In 2015, the FDA approved ranibizumab (Lucentis®) and aflibercept (Eylea®) for the treatment of diabetic retinopathy in patients with diabetic macular edema. A third anti-VEGF agent, bevacizumab (Avastin®), is not FDA-approved for that indication, but is often used off-label.

"Laser still has a role in diabetic retinopathy, but it has diminished greatly in the era of anti-VEGF injections," says T. Mark Johnson, MD, attending vitreoretinal surgeon, Retina Group of Washington, Chevy Chase, Maryland. In fact, laser treatment is less effective in patients with diffuse edema than in those with focal edema.

"Anti-VEGF injections have addressed both these issues with all forms of edema, showing benefit of treatment and patients recovering vision with therapy," Dr Johnson says. "Injections have become first-line therapy at this point in time."

5. Diabetes as Part of the Cardiometabolic Syndrome

If there's one thing that has become abundantly clear about type 2 diabetes over the past 20 years, it's that it is not simply a disease of high blood sugar.

Indeed, study after study in the past two decades has attested to the increased cardiovascular risk among people with type 2 diabetes, the importance of blood pressure and lipid control, and the lack of macrovascular benefit—and in some cases, even harm—associated with strategies focused solely on intensive glycemic control, particularly in patients with disease of long duration.

Although the evidence pointing to diabetes as part of an adverse cardiometabolic profile had been accumulating for decades, it wasn't until 2002 that an expert panel declared that patients with type 2 diabetes should be managed as having equivalent cardiovascular risks as patients with coronary heart disease (CHD).

As the guideline authors noted, "It should be pointed out that hyperglycemia by itself does not raise risk to the level of a CHD risk equivalent. Instead, type 2 diabetes generally is accompanied by a constellation of metabolic risk factors that combine with hyperglycemia to impart a high risk."[1]

As a result, Dr Clark says, the current mantra in treating type 2 diabetes is, "First treat the blood pressure, then lipids, then blood sugar."

Today, the routine use of antihypertensives and statins along with glucose-lowering medications—still important for prevention of microvascular complications—among people with type 2 diabetes can be viewed as an "advance," although targets still often aren't reached.

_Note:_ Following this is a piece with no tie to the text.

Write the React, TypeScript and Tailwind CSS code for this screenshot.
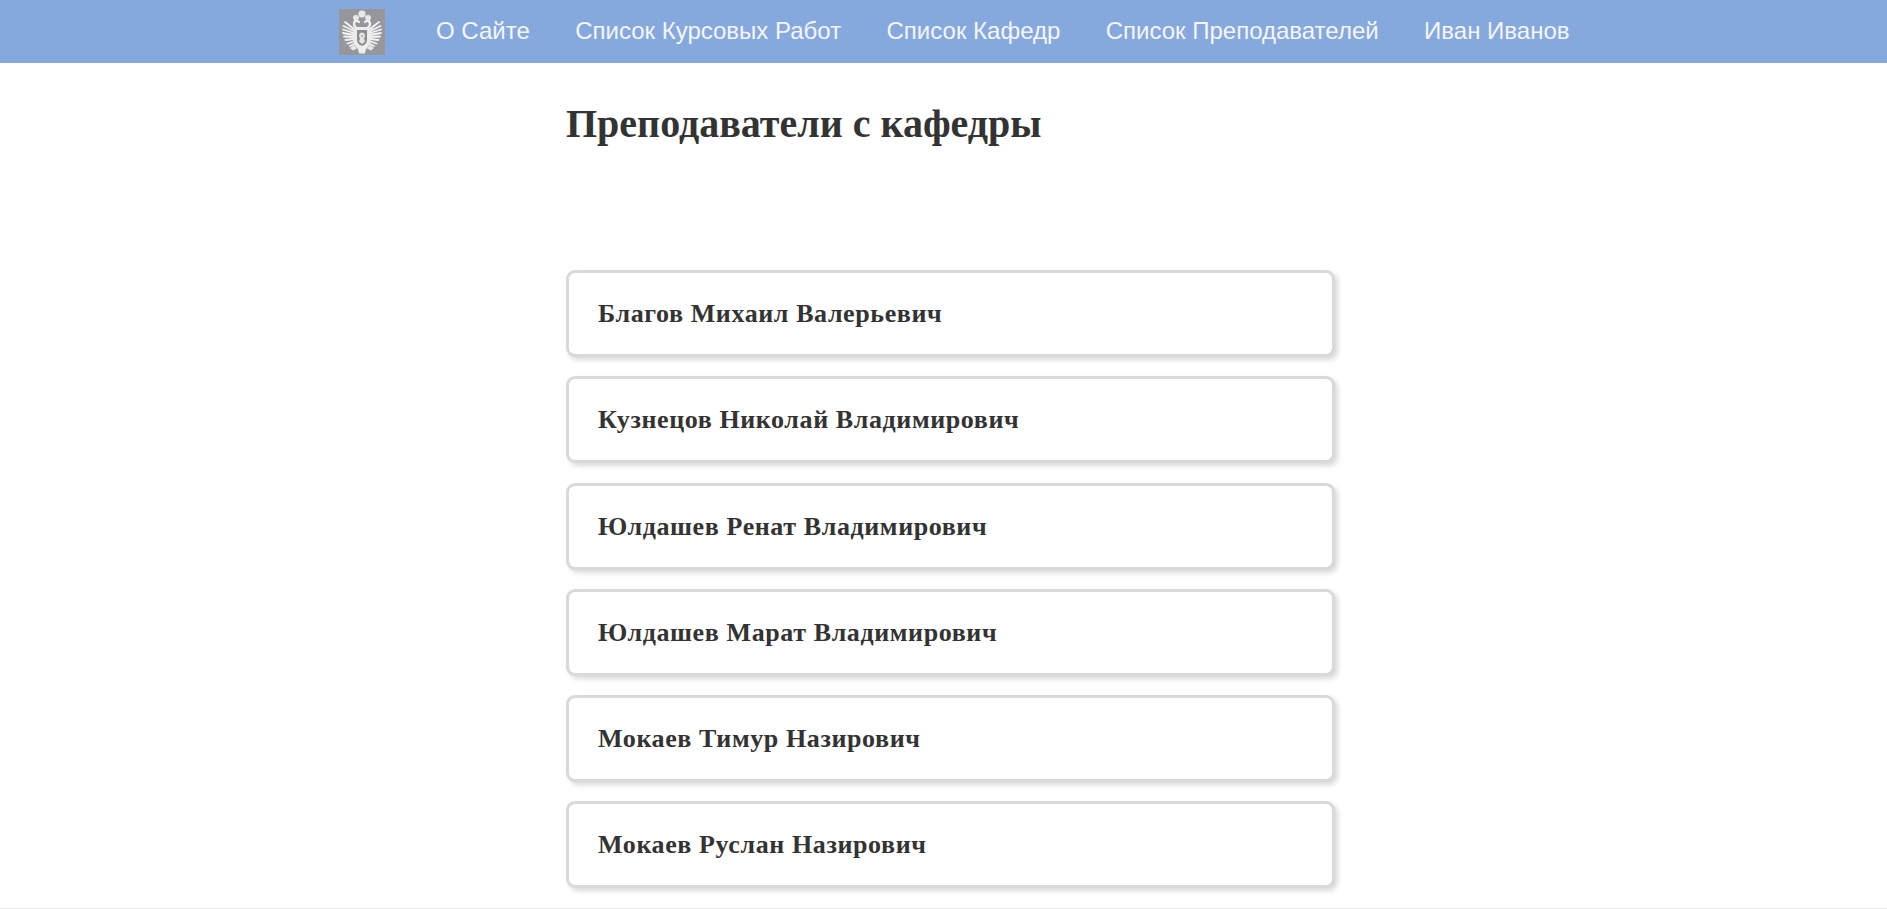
import React from 'react';

const links = ['О Сайте', 'Список Курсовых Работ', 'Список Кафедр', 'Список Преподавателей', 'Иван Иванов'];

const teachers = [
  'Благов Михаил Валерьевич',
  'Кузнецов Николай Владимирович',
  'Юлдашев Ренат Владимирович',
  'Юлдашев Марат Владимирович',
  'Мокаев Тимур Назирович',
  'Мокаев Руслан Назирович',
];

const Crest = () => (
  <svg viewBox="0 0 46 46" className="w-[46px] h-[46px] bg-[#97979b]">
    {/* crowns */}
    <g fill="#e8e8e8">
      <ellipse cx="23" cy="5" rx="3.6" ry="3.4" />
      <ellipse cx="17" cy="8.5" rx="3" ry="2.6" />
      <ellipse cx="29" cy="8.5" rx="3" ry="2.6" />
    </g>
    {/* heads and necks */}
    <g fill="none" stroke="#f0f0f0" strokeWidth="2.4" strokeLinecap="round">
      <path d="M19 20c-4-2-5-5-3-8 2-1 3 0 4 1" />
      <path d="M27 20c4-2 5-5 3-8-2-1-3 0-4 1" />
    </g>
    {/* wing feathers */}
    <g fill="none" stroke="#f4f4f4" strokeWidth="1.8" strokeLinecap="round">
      <path d="M15 20L6 13M15 22L4.5 17M15 24L4 20.5M15 26L4 24M15 28L5 27.5M15 30L6.5 31M16 32L8.5 34.5M17 34L11 37" />
      <path d="M31 20L40 13M31 22L41.5 17M31 24L42 20.5M31 26L42 24M31 28L41 27.5M31 30L39.5 31M30 32L37.5 34.5M29 34L35 37" />
    </g>
    {/* body, legs, tail */}
    <path d="M16 18h14l2.5 11-2.5 8-3 3-1 4.5h-6L19 40l-3-3-2.500-8z" fill="#ececec" />
    <path d="M15 36l-4 3 3 2.500 4-2zM31 36l4 3-3 2.500-4-2z" fill="#e8e8e8" />
    {/* shield */}
    <path d="M18 21h10v10c0 3-2 5-5 6-3-1-5-3-5-6z" fill="#8d8d91" />
    <path d="M23 23.500c2 0 3 1.600 3 3.500l-1 2.500 1 3-3 2.500-3-2.500 1-3-1-2.500c0-1.900 1-3.500 3-3.500z" fill="#e6e6e6" />
    <circle cx="23" cy="27" r="1" fill="#a2a2a6" />
  </svg>
);

export default function App() {
  return (
    <div className="min-h-[909px] bg-white border-b border-[#e7e7e7] overflow-hidden">
      <nav className="h-[63px] bg-[#86a9dd] flex items-center pl-[339px]">
        <Crest />
        <ul className="flex ml-[51px] pb-[2px] gap-[45.4px] font-['Liberation_Sans',sans-serif] text-[24px] text-[#f5f5f5]">
          {links.map((link) => (
            <li key={link}>
              <a href="#">{link}</a>
            </li>
          ))}
        </ul>
      </nav>

      <main className="w-[769px] ml-[566px] font-['Liberation_Serif',serif] text-[#333333]">
        <h1 className="mt-[35px] mb-[120px] text-[40px] leading-[52px] font-bold">Преподаватели с кафедры</h1>
        <div className="flex flex-col gap-[19.3px]">
          {teachers.map((name) => (
            <div
              key={name}
              className="h-[87px] flex items-center px-[29px] bg-white border-[3px] border-[#d9d9d9] rounded-[9px] shadow-[3px_3px_5px_rgba(0,0,0,0.15)] text-[26px] tracking-[0.6px] font-bold"
            >
              {name}
            </div>
          ))}
        </div>
      </main>
    </div>
  );
}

6. Models of Patient-Oriented Care in Diabetes

The notion that the complexity of diabetes management is best addressed with multispecialist team care predates 1995, but implementation of the organizational concept known today as the "chronic care model" is still evolving.

The idea that the patient should be the central player on the "team" may be obvious to those who understand the condition, but only became the focus of management guidelines in 2012, in a joint position statement of the American Diabetes Association (ADA) and the European Association for the Study of Diabetes.[2]

In the ADA's January 2015 Standards of Care, the following are listed as recommended strategies[3]:

1. A patient-centered communication style that incorporates patient preferences, assesses literacy and numeracy, and addresses cultural barriers to care should be used;

2. Treatment decisions should be timely and founded on evidence-based guidelines that are tailored to individual patient preferences, prognoses, and comorbidities;

3. Care should be aligned with components of the Chronic Care Model to ensure productive interactions between a prepared, proactive practice team and an informed, activated patient; and

When feasible, care systems should support team-based care, community involvement, patient registries, and decision support tools to meet patient needs.

"The chronic care model has become widely adopted for all kinds of chronic diseases, but in diabetes it fits perfectly with the research," says Dr Clark. "In fact, if you look at the Affordable Care Act, they've basically taken the Chronic Care Model as the model for the accountable care organizations."

Dr Clark adds, "The biggest change in diabetes the past 20 years has been the final acceptance that diabetes is a collaborative disease rather than a disease where you just tell people what to do.

The big difference is the way we're going about taking care of people with diabetes."